Austin’s public cancer disclosure brings Hill sympathy, calls for accountability

Austin’s public cancer disclosure brings Hill sympathy, calls for accountability

When the Pentagon announced Tuesday that Defense Secretary Lloyd Austin is being treated for prostate cancer, he joined a sizable club of prominent Washington officials who have publicly grappled with the disease.

That includes a host of senators who publicly disclosed their diagnosis and treatment. Asked about Austin’s handling of the situation today, several of those lawmakers offered sympathy but said there was no excuse for Austin’s delayed disclosure to the White House and to the public at large.

“I sense that he was embarrassed to admit that he had prostate cancer,” said Sen. Thom Tillis (R-N.C.), who was diagnosed in 2021. “And so I think he not only whiffed in his job duties, but he whiffed as an internationally recognized figure, to just say, ‘This is not something to be ashamed of. It’s something to take on.’”
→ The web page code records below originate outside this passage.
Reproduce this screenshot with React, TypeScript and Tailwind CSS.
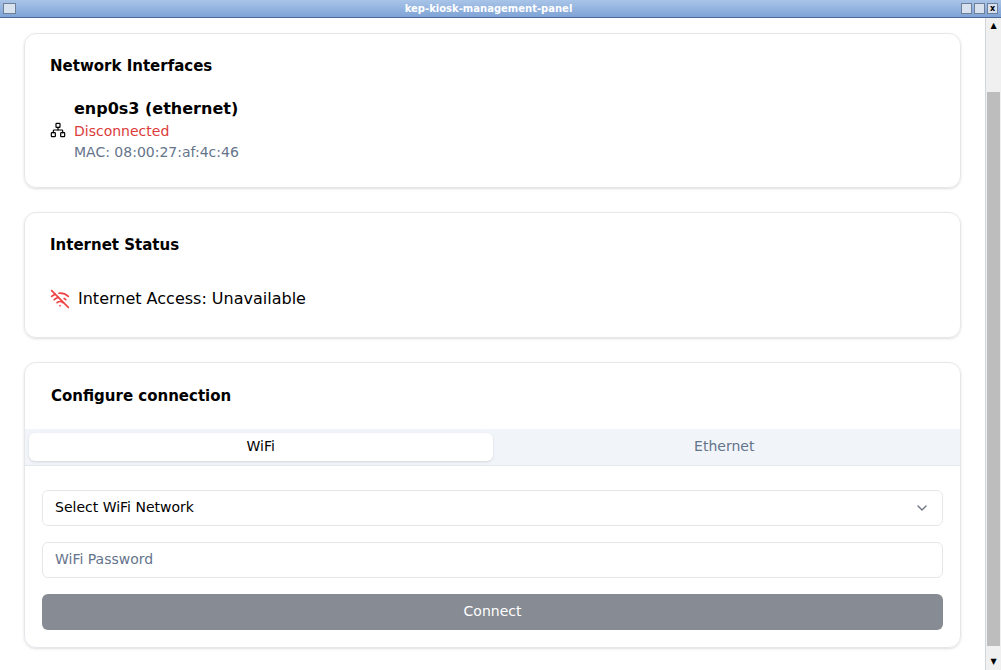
import React from 'react';
import { Network, WifiOff, ChevronDown } from 'lucide-react';

const font = { fontFamily: '"DejaVu Sans", sans-serif' };

export default function App() {
  return (
    <div className="w-[1001px] h-[670px] flex flex-col bg-white overflow-hidden" style={font}>
      <div className="h-[18px] flex items-center justify-between px-[3px] bg-gradient-to-b from-[#a9c4e8] to-[#7ea3d6] border-b border-[#4a6a98]">
        <div className="w-[13px] h-[11px] bg-[#d8e2ef] border border-[#6d7f99]" />
        <span className="text-[10px] font-bold text-white">kep-kiosk-management-panel</span>
        <div className="flex gap-[2px]">
          <div className="w-[11px] h-[11px] bg-[#d8e2ef] border border-[#6d7f99]" />
          <div className="w-[11px] h-[11px] bg-[#d8e2ef] border border-[#6d7f99]" />
          <div className="w-[11px] h-[11px] bg-[#d8e2ef] border border-[#6d7f99] text-[8px] leading-[9px] text-center font-bold">x</div>
        </div>
      </div>
      <div className="flex flex-1 min-h-0">
        <div className="flex-1 px-[24px] pt-[15px] flex flex-col gap-[24px]">
          <section className="rounded-xl border border-gray-200 shadow-sm px-[25px] pt-[21px] pb-[25px]">
            <h2 className="text-[15px] font-bold text-black">Network Interfaces</h2>
            <div className="flex items-center gap-[8px] mt-[20px]">
              <Network size={16} strokeWidth={1.8} className="text-black" />
              <div>
                <div className="text-[16px] font-bold leading-[22px] text-black">enp0s3 (ethernet)</div>
                <div className="text-[14px] leading-[22px] text-[#dc3b3b]">Disconnected</div>
                <div className="text-[14px] leading-[20px] text-[#64748b]">MAC: 08:00:27:af:4c:46</div>
              </div>
            </div>
          </section>
          <section className="rounded-xl border border-gray-200 shadow-sm px-[25px] pt-[21px] pb-[26px]">
            <h2 className="text-[15px] font-bold text-black">Internet Status</h2>
            <div className="flex items-center gap-[8px] mt-[31px]">
              <WifiOff size={20} className="text-[#ef4444]" />
              <span className="text-[16px] text-black">Internet Access: Unavailable</span>
            </div>
          </section>
          <section className="rounded-xl border border-gray-200 shadow-sm overflow-hidden">
            <h2 className="text-[15px] font-bold text-black px-[26px] pt-[22px] pb-[21px]">Configure connection</h2>
            <div className="bg-[#f1f5f9] p-[4px] flex border-b border-gray-200">
              <div className="flex-1 bg-white rounded-md shadow-sm h-[28px] flex items-center justify-center text-[14px] text-black">WiFi</div>
              <div className="flex-1 h-[28px] flex items-center justify-center text-[14px] text-[#64748b]">Ethernet</div>
            </div>
            <div className="px-[17px] pt-[24px] pb-[17px] flex flex-col gap-[16px]">
              <div className="h-[36px] border border-gray-200 rounded-md flex items-center justify-between px-[12px] text-[14px] text-black">
                Select WiFi Network
                <ChevronDown size={16} className="text-gray-500" />
              </div>
              <div className="h-[36px] border border-gray-200 rounded-md flex items-center px-[12px] text-[14px] text-[#64748b]">WiFi Password</div>
              <div className="h-[36px] bg-[#878b93] rounded-md flex items-center justify-center text-[14px] text-white">Connect</div>
            </div>
          </section>
        </div>
        <div className="w-[16px] bg-[#f0f0f0] flex flex-col border-l border-gray-300">
          <div className="h-[16px] text-[8px] text-center leading-[16px]">▲</div>
          <div className="flex-1 flex flex-col pt-[58px] pb-[8px]">
            <div className="flex-1 bg-[#bdbdbd] mx-[1px]" />
          </div>
          <div className="h-[16px] text-[8px] text-center leading-[16px]">▼</div>
        </div>
      </div>
    </div>
  );
}
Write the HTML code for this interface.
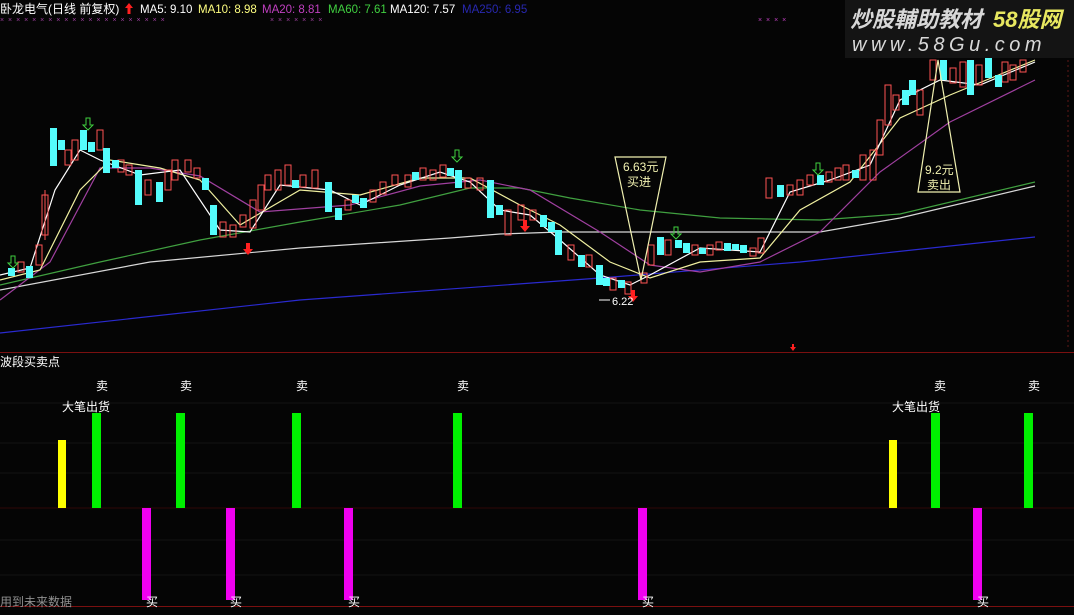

The House Armed Services Committee is formally investigating the situation, and several lawmakers have called for Austin and other officials to appear at a congressional hearing. A few Republicans and one House Democrat have called on him to resign.

Meanwhile, in the Senate, the news of Austin’s diagnosis has muffled some of the criticism. Sen. Pete Ricketts (R-Neb.), for instance, said Wednesday that while the situation was “completely unacceptable,” he wanted the Biden administration to first examine “what happened and where the breakdown was.”

Besides Tillis, Sens. Michael Bennet (D-Colo.), Bob Casey (D-Pa.), Angus King (I-Maine) and Mitt Romney (R-Utah) have publicly revealed prostate cancer diagnoses in recent years. Other than non-melanoma skin cancer, it’s the most common cancer diagnosis in men, according to Centers for Disease Control data. A Pentagon spokesperson declined to comment.

“It’s obviously very common. But it’s also fortunately very treatable,” said Casey, who underwent surgery last year. “My own experience was, fortunately, very positive. I hope he has the same.”

But asked if Austin’s diagnosis should garner him any more understanding or sympathy for his lack of disclosure, Casey said it was “critically important in that instance to provide a measure of transparency — that didn’t happen.”